►

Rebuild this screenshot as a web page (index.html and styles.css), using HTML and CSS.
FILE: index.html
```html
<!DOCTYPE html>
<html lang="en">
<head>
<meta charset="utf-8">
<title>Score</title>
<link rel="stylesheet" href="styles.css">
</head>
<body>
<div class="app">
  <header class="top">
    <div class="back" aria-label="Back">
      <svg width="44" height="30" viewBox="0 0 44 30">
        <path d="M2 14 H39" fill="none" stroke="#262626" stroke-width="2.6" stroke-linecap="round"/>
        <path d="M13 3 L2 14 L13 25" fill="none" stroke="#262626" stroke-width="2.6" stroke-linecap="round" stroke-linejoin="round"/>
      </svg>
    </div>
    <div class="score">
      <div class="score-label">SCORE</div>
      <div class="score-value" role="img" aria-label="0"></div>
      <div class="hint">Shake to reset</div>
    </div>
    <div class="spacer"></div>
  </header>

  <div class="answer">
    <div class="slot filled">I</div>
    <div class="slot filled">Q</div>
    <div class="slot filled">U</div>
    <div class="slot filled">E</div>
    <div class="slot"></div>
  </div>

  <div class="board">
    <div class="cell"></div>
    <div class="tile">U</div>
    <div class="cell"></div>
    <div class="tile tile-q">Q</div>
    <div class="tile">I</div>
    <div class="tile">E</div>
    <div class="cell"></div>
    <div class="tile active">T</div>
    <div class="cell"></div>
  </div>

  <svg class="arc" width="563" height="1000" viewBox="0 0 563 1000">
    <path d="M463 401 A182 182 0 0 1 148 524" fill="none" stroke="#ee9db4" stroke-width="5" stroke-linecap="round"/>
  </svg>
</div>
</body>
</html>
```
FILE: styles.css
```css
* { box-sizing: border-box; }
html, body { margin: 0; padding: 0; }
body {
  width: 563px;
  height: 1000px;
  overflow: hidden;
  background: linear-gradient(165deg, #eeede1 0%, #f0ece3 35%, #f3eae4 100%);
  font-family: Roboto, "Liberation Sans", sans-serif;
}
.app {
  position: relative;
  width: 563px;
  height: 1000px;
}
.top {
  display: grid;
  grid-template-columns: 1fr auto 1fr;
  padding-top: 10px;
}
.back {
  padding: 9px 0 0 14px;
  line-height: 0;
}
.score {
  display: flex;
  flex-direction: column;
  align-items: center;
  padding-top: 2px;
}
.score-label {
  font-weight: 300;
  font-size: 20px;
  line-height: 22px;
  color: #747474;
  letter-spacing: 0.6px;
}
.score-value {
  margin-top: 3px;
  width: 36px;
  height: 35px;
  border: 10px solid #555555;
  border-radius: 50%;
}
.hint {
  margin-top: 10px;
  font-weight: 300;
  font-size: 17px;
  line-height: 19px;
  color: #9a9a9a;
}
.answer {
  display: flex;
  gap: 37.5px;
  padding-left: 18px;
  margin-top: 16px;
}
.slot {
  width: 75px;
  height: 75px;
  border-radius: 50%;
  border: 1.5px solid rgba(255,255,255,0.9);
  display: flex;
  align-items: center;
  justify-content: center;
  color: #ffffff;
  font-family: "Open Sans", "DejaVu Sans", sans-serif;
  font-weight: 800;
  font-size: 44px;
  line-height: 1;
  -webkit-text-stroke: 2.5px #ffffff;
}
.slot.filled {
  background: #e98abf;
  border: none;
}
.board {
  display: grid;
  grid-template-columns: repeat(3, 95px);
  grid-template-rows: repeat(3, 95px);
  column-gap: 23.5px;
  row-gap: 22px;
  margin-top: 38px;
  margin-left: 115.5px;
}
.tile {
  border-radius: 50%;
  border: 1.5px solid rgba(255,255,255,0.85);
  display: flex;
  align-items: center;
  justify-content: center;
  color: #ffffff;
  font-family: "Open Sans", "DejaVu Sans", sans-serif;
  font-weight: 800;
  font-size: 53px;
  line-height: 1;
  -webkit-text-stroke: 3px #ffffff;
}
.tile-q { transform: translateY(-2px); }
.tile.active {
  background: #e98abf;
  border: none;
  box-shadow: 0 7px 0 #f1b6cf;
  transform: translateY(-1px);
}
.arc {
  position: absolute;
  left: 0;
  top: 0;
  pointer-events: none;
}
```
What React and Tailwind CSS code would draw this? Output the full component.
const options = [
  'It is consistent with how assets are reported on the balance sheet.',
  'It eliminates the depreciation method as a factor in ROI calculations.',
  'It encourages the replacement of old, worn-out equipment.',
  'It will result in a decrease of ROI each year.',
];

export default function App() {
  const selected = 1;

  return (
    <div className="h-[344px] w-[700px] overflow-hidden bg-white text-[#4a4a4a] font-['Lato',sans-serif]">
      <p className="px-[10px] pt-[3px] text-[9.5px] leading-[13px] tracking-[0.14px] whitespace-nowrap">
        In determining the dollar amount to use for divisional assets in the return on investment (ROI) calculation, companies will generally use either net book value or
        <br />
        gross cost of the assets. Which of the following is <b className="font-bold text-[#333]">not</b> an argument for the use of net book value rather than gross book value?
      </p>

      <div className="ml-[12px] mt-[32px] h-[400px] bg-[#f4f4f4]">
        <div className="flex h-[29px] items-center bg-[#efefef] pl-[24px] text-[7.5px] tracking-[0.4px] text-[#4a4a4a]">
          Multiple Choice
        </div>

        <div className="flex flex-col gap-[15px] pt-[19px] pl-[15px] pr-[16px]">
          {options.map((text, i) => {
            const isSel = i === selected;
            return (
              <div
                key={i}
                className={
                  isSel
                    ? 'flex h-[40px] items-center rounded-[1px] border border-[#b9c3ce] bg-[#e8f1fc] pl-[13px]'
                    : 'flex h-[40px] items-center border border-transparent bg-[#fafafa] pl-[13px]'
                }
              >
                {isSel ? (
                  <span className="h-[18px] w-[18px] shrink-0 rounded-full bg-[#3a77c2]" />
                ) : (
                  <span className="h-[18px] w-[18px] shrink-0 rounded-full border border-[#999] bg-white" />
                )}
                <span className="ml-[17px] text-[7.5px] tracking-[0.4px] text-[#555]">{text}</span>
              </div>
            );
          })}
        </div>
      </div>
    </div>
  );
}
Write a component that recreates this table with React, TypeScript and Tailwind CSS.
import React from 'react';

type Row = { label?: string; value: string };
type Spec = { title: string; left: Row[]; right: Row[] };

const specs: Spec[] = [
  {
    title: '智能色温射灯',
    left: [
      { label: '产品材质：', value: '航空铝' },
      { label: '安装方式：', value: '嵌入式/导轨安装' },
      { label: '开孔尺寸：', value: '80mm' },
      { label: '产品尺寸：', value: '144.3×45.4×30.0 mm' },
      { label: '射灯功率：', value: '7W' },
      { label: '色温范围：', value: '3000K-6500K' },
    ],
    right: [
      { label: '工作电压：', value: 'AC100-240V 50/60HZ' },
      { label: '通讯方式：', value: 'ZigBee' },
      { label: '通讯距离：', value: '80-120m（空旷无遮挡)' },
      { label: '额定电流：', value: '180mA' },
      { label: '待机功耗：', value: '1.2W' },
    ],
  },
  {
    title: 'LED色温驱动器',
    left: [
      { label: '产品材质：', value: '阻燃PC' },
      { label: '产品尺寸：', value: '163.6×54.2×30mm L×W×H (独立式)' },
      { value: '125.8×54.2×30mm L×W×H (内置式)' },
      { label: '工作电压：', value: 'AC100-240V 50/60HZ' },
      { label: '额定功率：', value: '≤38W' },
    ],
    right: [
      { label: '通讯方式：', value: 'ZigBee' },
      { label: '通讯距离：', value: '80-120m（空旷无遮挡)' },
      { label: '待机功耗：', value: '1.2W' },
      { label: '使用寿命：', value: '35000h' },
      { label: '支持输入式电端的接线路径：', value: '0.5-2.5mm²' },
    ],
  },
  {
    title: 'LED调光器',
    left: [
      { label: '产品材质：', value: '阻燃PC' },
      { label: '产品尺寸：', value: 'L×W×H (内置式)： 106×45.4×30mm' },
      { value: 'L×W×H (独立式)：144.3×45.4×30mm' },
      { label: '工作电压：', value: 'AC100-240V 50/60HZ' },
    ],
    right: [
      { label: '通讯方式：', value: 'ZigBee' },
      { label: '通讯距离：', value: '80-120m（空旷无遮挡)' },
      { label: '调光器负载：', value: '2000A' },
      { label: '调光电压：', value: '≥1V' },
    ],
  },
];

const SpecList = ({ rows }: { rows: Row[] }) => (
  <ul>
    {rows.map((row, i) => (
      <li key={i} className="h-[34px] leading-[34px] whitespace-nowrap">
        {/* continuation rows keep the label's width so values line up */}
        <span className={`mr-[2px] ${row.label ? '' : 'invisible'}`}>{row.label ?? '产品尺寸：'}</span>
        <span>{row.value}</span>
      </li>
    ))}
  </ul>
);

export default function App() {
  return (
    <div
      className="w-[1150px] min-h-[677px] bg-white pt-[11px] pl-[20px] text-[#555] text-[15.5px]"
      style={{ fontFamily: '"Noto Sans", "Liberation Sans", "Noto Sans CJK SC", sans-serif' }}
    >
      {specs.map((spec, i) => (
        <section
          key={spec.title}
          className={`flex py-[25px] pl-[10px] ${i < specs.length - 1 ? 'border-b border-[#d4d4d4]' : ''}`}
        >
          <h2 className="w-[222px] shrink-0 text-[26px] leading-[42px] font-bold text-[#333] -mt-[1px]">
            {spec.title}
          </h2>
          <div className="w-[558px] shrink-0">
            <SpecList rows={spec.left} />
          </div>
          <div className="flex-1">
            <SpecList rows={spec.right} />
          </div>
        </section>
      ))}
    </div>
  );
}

◄
►

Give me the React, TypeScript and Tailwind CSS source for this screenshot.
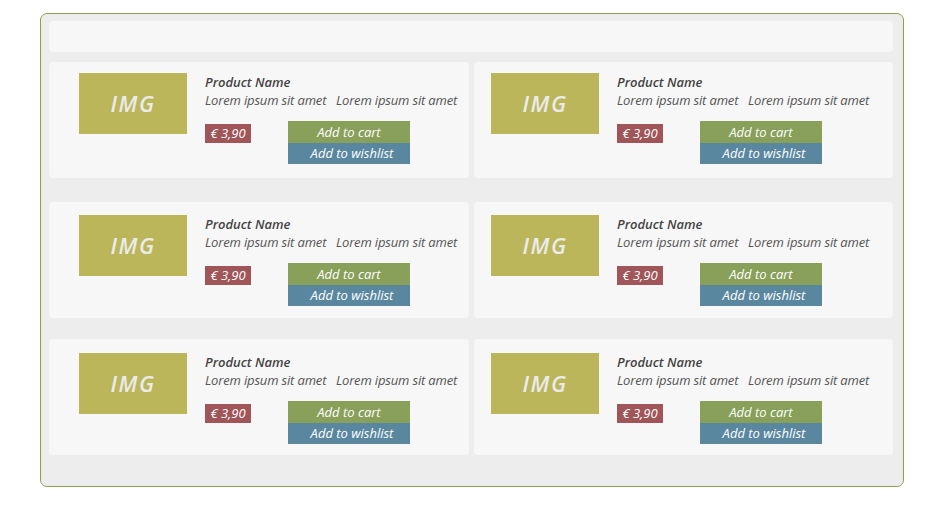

◄

= Written problem =
Determine how many lines in the listing above hold the string "index", then write only the number.

= Completed task =
2